> **EXERCISE**:
Give the data again exactly as written, skipping any pictures.
-- begin COLLECTED DATA --
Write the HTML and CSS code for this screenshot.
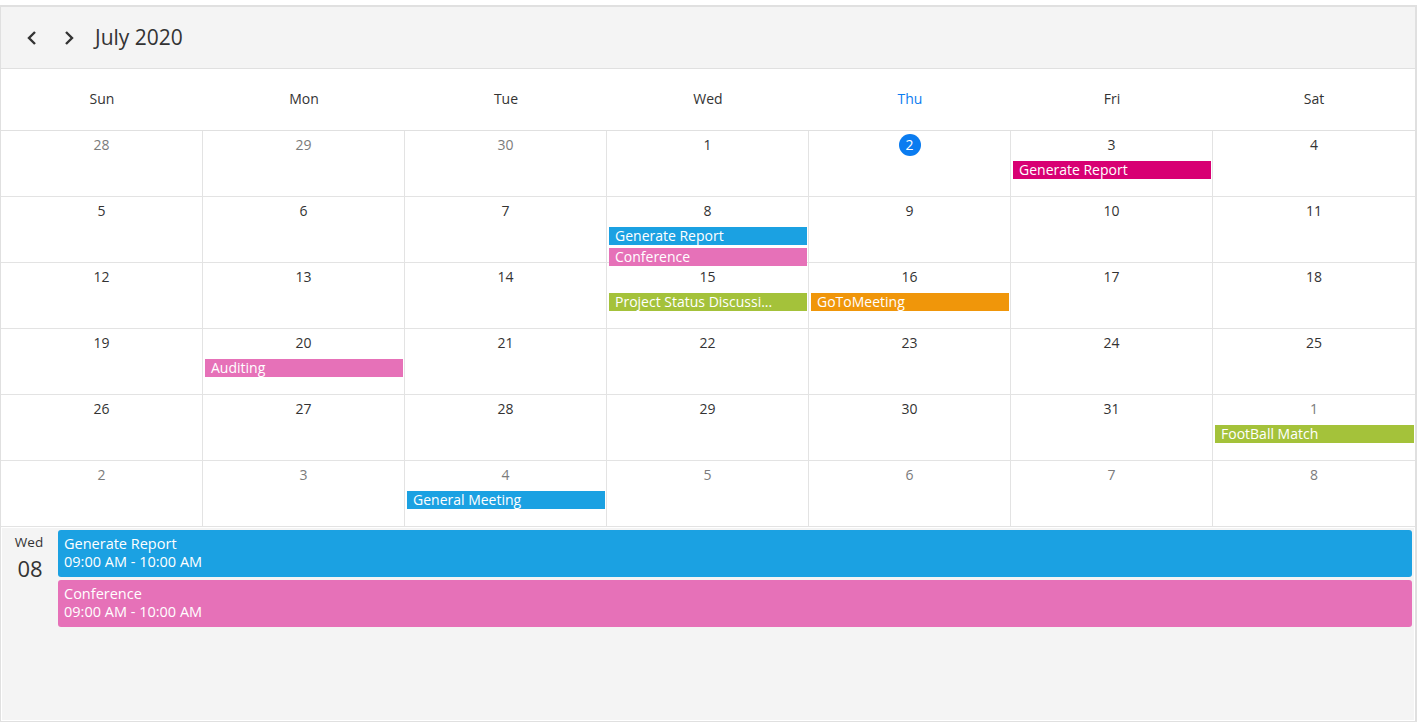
FILE: index.html
```html
<!DOCTYPE html>
<html lang="en">

<head>
    <meta charset="UTF-8">
    <meta name="viewport" content="width=device-width, initial-scale=1.0">
    <title>Scheduler - Month</title>
    <link rel="stylesheet" href="styles.css">
</head>

<body>
    <div class="scheduler">
        <div class="toolbar">
            <button class="nav-btn" aria-label="Previous">
                <svg width="12" height="16" viewBox="0 0 12 16"><path d="M9 2 L3 8 L9 14" /></svg>
            </button>
            <button class="nav-btn" aria-label="Next">
                <svg width="12" height="16" viewBox="0 0 12 16"><path d="M3 2 L9 8 L3 14" /></svg>
            </button>
            <span class="title">July 2020</span>
        </div>

        <div class="week-head">
            <div>Sun</div>
            <div>Mon</div>
            <div>Tue</div>
            <div>Wed</div>
            <div class="today-name">Thu</div>
            <div>Fri</div>
            <div>Sat</div>
        </div>

        <div class="month" id="month"></div>

        <div class="agenda">
            <div class="agenda-date">
                <div class="agenda-day">Wed</div>
                <div class="agenda-num">08</div>
            </div>
            <div class="agenda-list">
                <div class="agenda-item blue">
                    <div>Generate Report</div>
                    <div>09:00 AM - 10:00 AM</div>
                </div>
                <div class="agenda-item pink">
                    <div>Conference</div>
                    <div>09:00 AM - 10:00 AM</div>
                </div>
            </div>
        </div>
    </div>

    <script>
        // first cell is Sun 28 June
        const events = {
            "3": [["Generate Report", "magenta"]],
            "8": [["Generate Report", "blue"], ["Conference", "pink"]],
            "15": [["Project Status Discussi...", "green"]],
            "16": [["GoToMeeting", "orange"]],
            "20": [["Auditing", "pink"]],
            "n1": [["FootBall Match", "green"]],
            "n4": [["General Meeting", "blue"]]
        }

        const month = document.getElementById("month")
        let html = ""
        for (let i = 0; i < 42; i++) {
            let day, key, other = false
            if (i < 3) {
                day = 28 + i
                key = "p" + day
                other = true
            } else if (i < 34) {
                day = i - 2
                key = "" + day
            } else {
                day = i - 33
                key = "n" + day
                other = true
            }

            let cls = "cell"
            if ((i + 1) % 7 == 0) cls += " last"
            html += '<div class="' + cls + '">'
            if (key == "2") {
                html += '<div class="date"><span class="today">2</span></div>'
            } else {
                html += '<div class="date' + (other ? ' other' : '') + '">' + day + '</div>'
            }
            for (const ev of (events[key] || [])) {
                html += '<div class="event ' + ev[1] + '">' + ev[0] + '</div>'
            }
            html += '</div>'
        }
        month.innerHTML = html
    </script>
</body>

</html>
```

FILE: styles.css
```css
body {
    margin: 0;
    font-family: "Open Sans", "Noto Sans", sans-serif;
    color: #333;
    background: #fff;
}

.scheduler {
    margin-top: 5px;
    height: 714px;
    border: 1px solid #e0e0e0;
    border-top: 2px solid #e0e0e0;
    border-right: 2px solid #e0e0e0;
    display: flex;
    flex-direction: column;
}

.toolbar {
    height: 61px;
    background: #f4f4f4;
    border-bottom: 1px solid #e0e0e0;
    display: flex;
    align-items: center;
    gap: 1px;
    padding-left: 13px;
}

.nav-btn {
    background: none;
    border: none;
    width: 36px;
    height: 32px;
    padding: 0;
    display: flex;
    align-items: center;
    justify-content: center;
    cursor: pointer;
}

.nav-btn svg path {
    fill: none;
    stroke: #333;
    stroke-width: 2.4;
}

.title {
    font-size: 21px;
    margin-left: 7px;
    margin-top: -1px;
    color: #333;
}

.week-head {
    display: grid;
    grid-template-columns: repeat(7, 1fr);
    height: 61px;
    border-bottom: 1px solid #e0e0e0;
}

.week-head div {
    display: flex;
    align-items: center;
    justify-content: center;
    font-size: 14px;
    padding-bottom: 3px;
}

.week-head .today-name {
    color: #0a7cf0;
}

.month {
    display: grid;
    grid-template-columns: repeat(7, 1fr);
    grid-auto-rows: 66px;
}

.cell {
    border-right: 1px solid #e3e3e3;
    border-bottom: 1px solid #e3e3e3;
    padding-top: 3px;
    min-width: 0;
}

.cell.last {
    border-right: none;
}

.date {
    height: 22px;
    line-height: 22px;
    text-align: center;
    font-size: 14px;
    color: #333;
}

.date.other {
    color: #7b7b7b;
}

.today {
    display: inline-block;
    width: 22px;
    height: 22px;
    border-radius: 50%;
    background: #0a7cf0;
    color: #fff;
    line-height: 22px;
}

.event {
    position: relative;
    height: 18px;
    line-height: 17px;
    margin: 5px 1px 0 2px;
    padding-left: 6px;
    font-size: 14px;
    color: #fff;
    white-space: nowrap;
}

.event + .event {
    margin-top: 3px;
}

.blue { background: #1ba1e2; }
.pink { background: #e671b8; }
.magenta { background: #d80073; }
.green { background: #a4c23a; }
.orange { background: #f0960a; }

.agenda {
    flex: 1;
    background: #f4f4f4;
    border: 1px solid #fff;
    display: flex;
}

.agenda-date {
    width: 56px;
    text-align: center;
    padding-top: 5px;
}

.agenda-day {
    font-size: 13.5px;
    line-height: 18px;
    margin-left: -2px;
}

.agenda-num {
    font-size: 22px;
    line-height: 30px;
    margin-top: 2px;
}

.agenda-list {
    flex: 1;
    padding: 2px 2px 0 0;
}

.agenda-item {
    height: 47px;
    border-radius: 3px;
    color: #fff;
    font-size: 14.5px;
    line-height: 18px;
    padding: 5px 6px 0;
    box-sizing: border-box;
    margin-bottom: 3px;
}
```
-- end COLLECTED DATA --
> **RESPONSE**:
Write the HTML and CSS code for this screenshot.
FILE: index.html
```html
<!DOCTYPE html>
<html lang="en">

<head>
    <meta charset="UTF-8">
    <meta name="viewport" content="width=device-width, initial-scale=1.0">
    <title>Scheduler - Month</title>
    <link rel="stylesheet" href="styles.css">
</head>

<body>
    <div class="scheduler">
        <div class="toolbar">
            <button class="nav-btn" aria-label="Previous">
                <svg width="12" height="16" viewBox="0 0 12 16"><path d="M9 2 L3 8 L9 14" /></svg>
            </button>
            <button class="nav-btn" aria-label="Next">
                <svg width="12" height="16" viewBox="0 0 12 16"><path d="M3 2 L9 8 L3 14" /></svg>
            </button>
            <span class="title">July 2020</span>
        </div>

        <div class="week-head">
            <div>Sun</div>
            <div>Mon</div>
            <div>Tue</div>
            <div>Wed</div>
            <div class="today-name">Thu</div>
            <div>Fri</div>
            <div>Sat</div>
        </div>

        <div class="month" id="month"></div>

        <div class="agenda">
            <div class="agenda-date">
                <div class="agenda-day">Wed</div>
                <div class="agenda-num">08</div>
            </div>
            <div class="agenda-list">
                <div class="agenda-item blue">
                    <div>Generate Report</div>
                    <div>09:00 AM - 10:00 AM</div>
                </div>
                <div class="agenda-item pink">
                    <div>Conference</div>
                    <div>09:00 AM - 10:00 AM</div>
                </div>
            </div>
        </div>
    </div>

    <script>
        // first cell is Sun 28 June
        const events = {
            "3": [["Generate Report", "magenta"]],
            "8": [["Generate Report", "blue"], ["Conference", "pink"]],
            "15": [["Project Status Discussi...", "green"]],
            "16": [["GoToMeeting", "orange"]],
            "20": [["Auditing", "pink"]],
            "n1": [["FootBall Match", "green"]],
            "n4": [["General Meeting", "blue"]]
        }

        const month = document.getElementById("month")
        let html = ""
        for (let i = 0; i < 42; i++) {
            let day, key, other = false
            if (i < 3) {
                day = 28 + i
                key = "p" + day
                other = true
            } else if (i < 34) {
                day = i - 2
                key = "" + day
            } else {
                day = i - 33
                key = "n" + day
                other = true
            }

            let cls = "cell"
            if ((i + 1) % 7 == 0) cls += " last"
            html += '<div class="' + cls + '">'
            if (key == "2") {
                html += '<div class="date"><span class="today">2</span></div>'
            } else {
                html += '<div class="date' + (other ? ' other' : '') + '">' + day + '</div>'
            }
            for (const ev of (events[key] || [])) {
                html += '<div class="event ' + ev[1] + '">' + ev[0] + '</div>'
            }
            html += '</div>'
        }
        month.innerHTML = html
    </script>
</body>

</html>
```

FILE: styles.css
```css
body {
    margin: 0;
    font-family: "Open Sans", "Noto Sans", sans-serif;
    color: #333;
    background: #fff;
}

.scheduler {
    margin-top: 5px;
    height: 714px;
    border: 1px solid #e0e0e0;
    border-top: 2px solid #e0e0e0;
    border-right: 2px solid #e0e0e0;
    display: flex;
    flex-direction: column;
}

.toolbar {
    height: 61px;
    background: #f4f4f4;
    border-bottom: 1px solid #e0e0e0;
    display: flex;
    align-items: center;
    gap: 1px;
    padding-left: 13px;
}

.nav-btn {
    background: none;
    border: none;
    width: 36px;
    height: 32px;
    padding: 0;
    display: flex;
    align-items: center;
    justify-content: center;
    cursor: pointer;
}

.nav-btn svg path {
    fill: none;
    stroke: #333;
    stroke-width: 2.4;
}

.title {
    font-size: 21px;
    margin-left: 7px;
    margin-top: -1px;
    color: #333;
}

.week-head {
    display: grid;
    grid-template-columns: repeat(7, 1fr);
    height: 61px;
    border-bottom: 1px solid #e0e0e0;
}

.week-head div {
    display: flex;
    align-items: center;
    justify-content: center;
    font-size: 14px;
    padding-bottom: 3px;
}

.week-head .today-name {
    color: #0a7cf0;
}

.month {
    display: grid;
    grid-template-columns: repeat(7, 1fr);
    grid-auto-rows: 66px;
}

.cell {
    border-right: 1px solid #e3e3e3;
    border-bottom: 1px solid #e3e3e3;
    padding-top: 3px;
    min-width: 0;
}

.cell.last {
    border-right: none;
}

.date {
    height: 22px;
    line-height: 22px;
    text-align: center;
    font-size: 14px;
    color: #333;
}

.date.other {
    color: #7b7b7b;
}

.today {
    display: inline-block;
    width: 22px;
    height: 22px;
    border-radius: 50%;
    background: #0a7cf0;
    color: #fff;
    line-height: 22px;
}

.event {
    position: relative;
    height: 18px;
    line-height: 17px;
    margin: 5px 1px 0 2px;
    padding-left: 6px;
    font-size: 14px;
    color: #fff;
    white-space: nowrap;
}

.event + .event {
    margin-top: 3px;
}

.blue { background: #1ba1e2; }
.pink { background: #e671b8; }
.magenta { background: #d80073; }
.green { background: #a4c23a; }
.orange { background: #f0960a; }

.agenda {
    flex: 1;
    background: #f4f4f4;
    border: 1px solid #fff;
    display: flex;
}

.agenda-date {
    width: 56px;
    text-align: center;
    padding-top: 5px;
}

.agenda-day {
    font-size: 13.5px;
    line-height: 18px;
    margin-left: -2px;
}

.agenda-num {
    font-size: 22px;
    line-height: 30px;
    margin-top: 2px;
}

.agenda-list {
    flex: 1;
    padding: 2px 2px 0 0;
}

.agenda-item {
    height: 47px;
    border-radius: 3px;
    color: #fff;
    font-size: 14.5px;
    line-height: 18px;
    padding: 5px 6px 0;
    box-sizing: border-box;
    margin-bottom: 3px;
}
```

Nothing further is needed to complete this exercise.